▸ PROBLEM DETAILS
Make an exact copy of the records, with the images left out.

▸ EXTRACTED INFORMATION
□ □ □ □ □ □ □

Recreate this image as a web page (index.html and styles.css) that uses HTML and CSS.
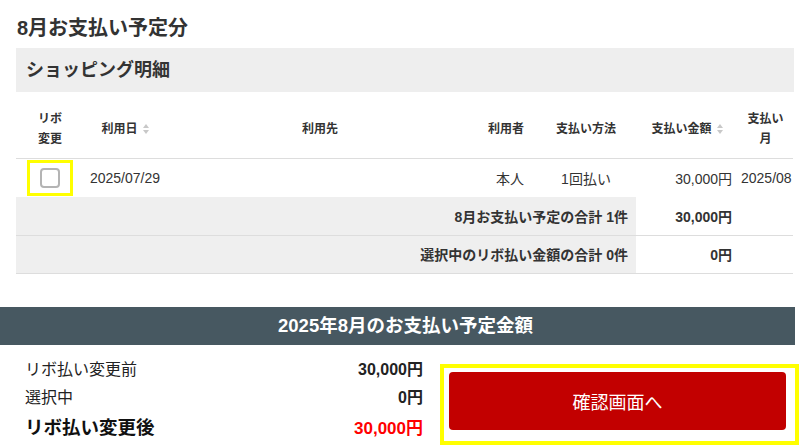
FILE: index.html
```html
<html lang="ja">
    <head>
        <meta charset="utf-8" />
        <title>8月お支払い予定分</title>
        <link rel="stylesheet" href="styles.css">
    </head>
    <body>
        <div class="page">
            <section class="detail">
                <h2 class="month-title">8月お支払い予定分</h2>
                <div class="card-head">ショッピング明細</div>
                <table class="usage">
                    <colgroup>
                        <col class="c-revo">
                        <col class="c-date">
                        <col class="c-shop">
                        <col class="c-user">
                        <col class="c-method">
                        <col class="c-amount">
                        <col class="c-month">
                    </colgroup>
                    <tr class="head-row">
                        <th class="center">リボ<br>変更</th>
                        <th class="center">利用日<svg class="sort" width="6" height="10" viewBox="0 0 6 10"><path d="M3 0L6 4H0Z M3 10L6 6H0Z" fill="#c8c8c8"/></svg></th>
                        <th class="center">利用先</th>
                        <th class="right user">利用者</th>
                        <th class="center">支払い方法</th>
                        <th class="center">支払い金額<svg class="sort" width="6" height="10" viewBox="0 0 6 10"><path d="M3 0L6 4H0Z M3 10L6 6H0Z" fill="#c8c8c8"/></svg></th>
                        <th class="center">支払い<br>月</th>
                    </tr>
                    <tr class="data-row">
                        <td class="center"><span class="mark"><input type="checkbox" class="revo-check"></span></td>
                        <td class="center">2025/07/29</td>
                        <td></td>
                        <td class="right user">本人</td>
                        <td class="center">1回払い</td>
                        <td class="right amount">30,000円</td>
                        <td class="month">2025/08</td>
                    </tr>
                    <tr class="total-row">
                        <td colspan="5" class="total-label">8月お支払い予定の合計 1件</td>
                        <td class="right amount">30,000円</td>
                        <td></td>
                    </tr>
                    <tr class="total-row">
                        <td colspan="5" class="total-label">選択中のリボ払い金額の合計 0件</td>
                        <td class="right amount">0円</td>
                        <td></td>
                    </tr>
                </table>
            </section>

            <section class="summary">
                <div class="summary-title">2025年8月のお支払い予定金額</div>
                <div class="summary-body">
                    <div class="amounts">
                        <span class="label">リボ払い変更前</span>
                        <span class="value">30,000円</span>
                        <span class="label">選択中</span>
                        <span class="value">0円</span>
                        <span class="label after">リボ払い変更後</span>
                        <span class="value after">30,000円</span>
                    </div>
                    <div class="action">
                        <button type="button" class="confirm">確認画面へ</button>
                    </div>
                </div>
            </section>
        </div>
    </body>
</html>
```

FILE: styles.css
```css
body{
    margin: 0;
    font-family: "Liberation Sans", "Noto Sans CJK JP", sans-serif;
    color: #333;
    background: #fff;
}
.page{
    width: 800px;
    overflow: hidden;
}
.detail{
    padding: 0 6px 0 16px;
}
.month-title{
    margin: 0 0 10px;
    padding: 18px 0 0 1px;
    font-size: 20px;
    line-height: 20px;
    font-weight: bold;
    color: #333;
}
.card-head{
    height: 44px;
    line-height: 44px;
    padding-left: 10px;
    background: #eeeeee;
    font-size: 18px;
    font-weight: bold;
    color: #333;
}
.usage{
    margin-top: 8px;
    width: 777px;
    table-layout: fixed;
    border-collapse: collapse;
}
.c-revo{ width: 68px; }
.c-date{ width: 82px; }
.c-shop{ width: 308px; }
.c-user{ width: 62px; }
.c-method{ width: 100px; }
.c-amount{ width: 102px; }
.c-month{ width: 55px; }

.usage th{
    height: 58px;
    padding: 0;
    font-size: 12px;
    line-height: 20px;
    font-weight: bold;
    color: #333;
    border-bottom: 1px solid #dddddd;
}
.usage td{
    height: 38px;
    padding: 0;
    font-size: 14px;
    color: #333;
    white-space: nowrap;
}
.center{
    text-align: center;
}
.right{
    text-align: right;
}
.usage .user{
    padding-right: 12px;
}
.usage .amount{
    padding-right: 6px;
}
.usage .month{
    padding-left: 3px;
    overflow: hidden;
}
.sort{
    margin-left: 5px;
    vertical-align: -1px;
}
.usage .data-row td{
    height: 39px;
}
.mark{
    display: inline-flex;
    align-items: center;
    justify-content: center;
    box-sizing: border-box;
    width: 46px;
    height: 36px;
    border: 3px solid #ffff00;
    vertical-align: middle;
}
.revo-check{
    appearance: none;
    -webkit-appearance: none;
    margin: 0;
    width: 20px;
    height: 20px;
    box-sizing: border-box;
    border: 2px solid #b4b4b4;
    border-radius: 4px;
    background: #fff;
}
.usage .total-row td{
    height: 38px;
    border-bottom: 1px solid #dddddd;
    font-weight: bold;
}
.usage .total-label{
    background: #efefef;
    text-align: right;
    padding-right: 8px;
}

.summary{
    margin-top: 33px;
}
.summary-title{
    width: 779px;
    height: 38px;
    line-height: 38px;
    padding-left: 16px;
    background: #475861;
    color: #fff;
    font-size: 18.5px;
    font-weight: bold;
    text-align: center;
}
.summary-body{
    display: flex;
    padding-left: 25px;
}
.amounts{
    width: 398px;
    padding-top: 9px;
    display: grid;
    grid-template-columns: 1fr auto;
    grid-auto-rows: 28px;
    align-items: center;
    color: #222;
}
.amounts .label{
    font-size: 16px;
}
.amounts .value{
    font-size: 16px;
    font-weight: bold;
    text-align: right;
}
.amounts .after{
    margin-top: 5px;
}
.amounts .label.after{
    font-size: 18.5px;
    font-weight: bold;
    color: #111;
}
.amounts .value.after{
    font-size: 17px;
    color: #ff0000;
}
.action{
    margin: 19px 0 0 17px;
    width: 359px;
    height: 81px;
    box-sizing: border-box;
    border: 4px solid #ffff00;
    padding: 4px 9px 11px 5px;
}
.confirm{
    display: block;
    width: 100%;
    height: 58px;
    border: none;
    border-radius: 4px;
    background: #c20000;
    color: #fff;
    font-family: "Liberation Sans", "Noto Sans CJK JP", sans-serif;
    font-size: 18px;
}
```
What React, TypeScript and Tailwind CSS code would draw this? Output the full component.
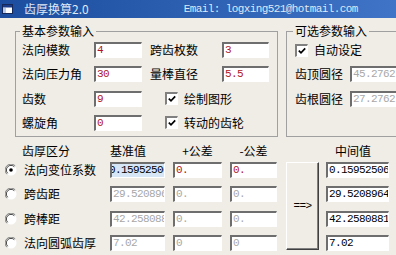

□ □ □ □ □ □ □

▸ FINAL RESULT
Recreate this image as a web page (index.html and styles.css) that uses HTML and CSS.
FILE: index.html
```html
<html lang="ja">
    <head>
        <meta charset="utf-8" />
        <title>8月お支払い予定分</title>
        <link rel="stylesheet" href="styles.css">
    </head>
    <body>
        <div class="page">
            <section class="detail">
                <h2 class="month-title">8月お支払い予定分</h2>
                <div class="card-head">ショッピング明細</div>
                <table class="usage">
                    <colgroup>
                        <col class="c-revo">
                        <col class="c-date">
                        <col class="c-shop">
                        <col class="c-user">
                        <col class="c-method">
                        <col class="c-amount">
                        <col class="c-month">
                    </colgroup>
                    <tr class="head-row">
                        <th class="center">リボ<br>変更</th>
                        <th class="center">利用日<svg class="sort" width="6" height="10" viewBox="0 0 6 10"><path d="M3 0L6 4H0Z M3 10L6 6H0Z" fill="#c8c8c8"/></svg></th>
                        <th class="center">利用先</th>
                        <th class="right user">利用者</th>
                        <th class="center">支払い方法</th>
                        <th class="center">支払い金額<svg class="sort" width="6" height="10" viewBox="0 0 6 10"><path d="M3 0L6 4H0Z M3 10L6 6H0Z" fill="#c8c8c8"/></svg></th>
                        <th class="center">支払い<br>月</th>
                    </tr>
                    <tr class="data-row">
                        <td class="center"><span class="mark"><input type="checkbox" class="revo-check"></span></td>
                        <td class="center">2025/07/29</td>
                        <td></td>
                        <td class="right user">本人</td>
                        <td class="center">1回払い</td>
                        <td class="right amount">30,000円</td>
                        <td class="month">2025/08</td>
                    </tr>
                    <tr class="total-row">
                        <td colspan="5" class="total-label">8月お支払い予定の合計 1件</td>
                        <td class="right amount">30,000円</td>
                        <td></td>
                    </tr>
                    <tr class="total-row">
                        <td colspan="5" class="total-label">選択中のリボ払い金額の合計 0件</td>
                        <td class="right amount">0円</td>
                        <td></td>
                    </tr>
                </table>
            </section>

            <section class="summary">
                <div class="summary-title">2025年8月のお支払い予定金額</div>
                <div class="summary-body">
                    <div class="amounts">
                        <span class="label">リボ払い変更前</span>
                        <span class="value">30,000円</span>
                        <span class="label">選択中</span>
                        <span class="value">0円</span>
                        <span class="label after">リボ払い変更後</span>
                        <span class="value after">30,000円</span>
                    </div>
                    <div class="action">
                        <button type="button" class="confirm">確認画面へ</button>
                    </div>
                </div>
            </section>
        </div>
    </body>
</html>
```

FILE: styles.css
```css
body{
    margin: 0;
    font-family: "Liberation Sans", "Noto Sans CJK JP", sans-serif;
    color: #333;
    background: #fff;
}
.page{
    width: 800px;
    overflow: hidden;
}
.detail{
    padding: 0 6px 0 16px;
}
.month-title{
    margin: 0 0 10px;
    padding: 18px 0 0 1px;
    font-size: 20px;
    line-height: 20px;
    font-weight: bold;
    color: #333;
}
.card-head{
    height: 44px;
    line-height: 44px;
    padding-left: 10px;
    background: #eeeeee;
    font-size: 18px;
    font-weight: bold;
    color: #333;
}
.usage{
    margin-top: 8px;
    width: 777px;
    table-layout: fixed;
    border-collapse: collapse;
}
.c-revo{ width: 68px; }
.c-date{ width: 82px; }
.c-shop{ width: 308px; }
.c-user{ width: 62px; }
.c-method{ width: 100px; }
.c-amount{ width: 102px; }
.c-month{ width: 55px; }

.usage th{
    height: 58px;
    padding: 0;
    font-size: 12px;
    line-height: 20px;
    font-weight: bold;
    color: #333;
    border-bottom: 1px solid #dddddd;
}
.usage td{
    height: 38px;
    padding: 0;
    font-size: 14px;
    color: #333;
    white-space: nowrap;
}
.center{
    text-align: center;
}
.right{
    text-align: right;
}
.usage .user{
    padding-right: 12px;
}
.usage .amount{
    padding-right: 6px;
}
.usage .month{
    padding-left: 3px;
    overflow: hidden;
}
.sort{
    margin-left: 5px;
    vertical-align: -1px;
}
.usage .data-row td{
    height: 39px;
}
.mark{
    display: inline-flex;
    align-items: center;
    justify-content: center;
    box-sizing: border-box;
    width: 46px;
    height: 36px;
    border: 3px solid #ffff00;
    vertical-align: middle;
}
.revo-check{
    appearance: none;
    -webkit-appearance: none;
    margin: 0;
    width: 20px;
    height: 20px;
    box-sizing: border-box;
    border: 2px solid #b4b4b4;
    border-radius: 4px;
    background: #fff;
}
.usage .total-row td{
    height: 38px;
    border-bottom: 1px solid #dddddd;
    font-weight: bold;
}
.usage .total-label{
    background: #efefef;
    text-align: right;
    padding-right: 8px;
}

.summary{
    margin-top: 33px;
}
.summary-title{
    width: 779px;
    height: 38px;
    line-height: 38px;
    padding-left: 16px;
    background: #475861;
    color: #fff;
    font-size: 18.5px;
    font-weight: bold;
    text-align: center;
}
.summary-body{
    display: flex;
    padding-left: 25px;
}
.amounts{
    width: 398px;
    padding-top: 9px;
    display: grid;
    grid-template-columns: 1fr auto;
    grid-auto-rows: 28px;
    align-items: center;
    color: #222;
}
.amounts .label{
    font-size: 16px;
}
.amounts .value{
    font-size: 16px;
    font-weight: bold;
    text-align: right;
}
.amounts .after{
    margin-top: 5px;
}
.amounts .label.after{
    font-size: 18.5px;
    font-weight: bold;
    color: #111;
}
.amounts .value.after{
    font-size: 17px;
    color: #ff0000;
}
.action{
    margin: 19px 0 0 17px;
    width: 359px;
    height: 81px;
    box-sizing: border-box;
    border: 4px solid #ffff00;
    padding: 4px 9px 11px 5px;
}
.confirm{
    display: block;
    width: 100%;
    height: 58px;
    border: none;
    border-radius: 4px;
    background: #c20000;
    color: #fff;
    font-family: "Liberation Sans", "Noto Sans CJK JP", sans-serif;
    font-size: 18px;
}
```
What React, TypeScript and Tailwind CSS code would draw this? Output the full component.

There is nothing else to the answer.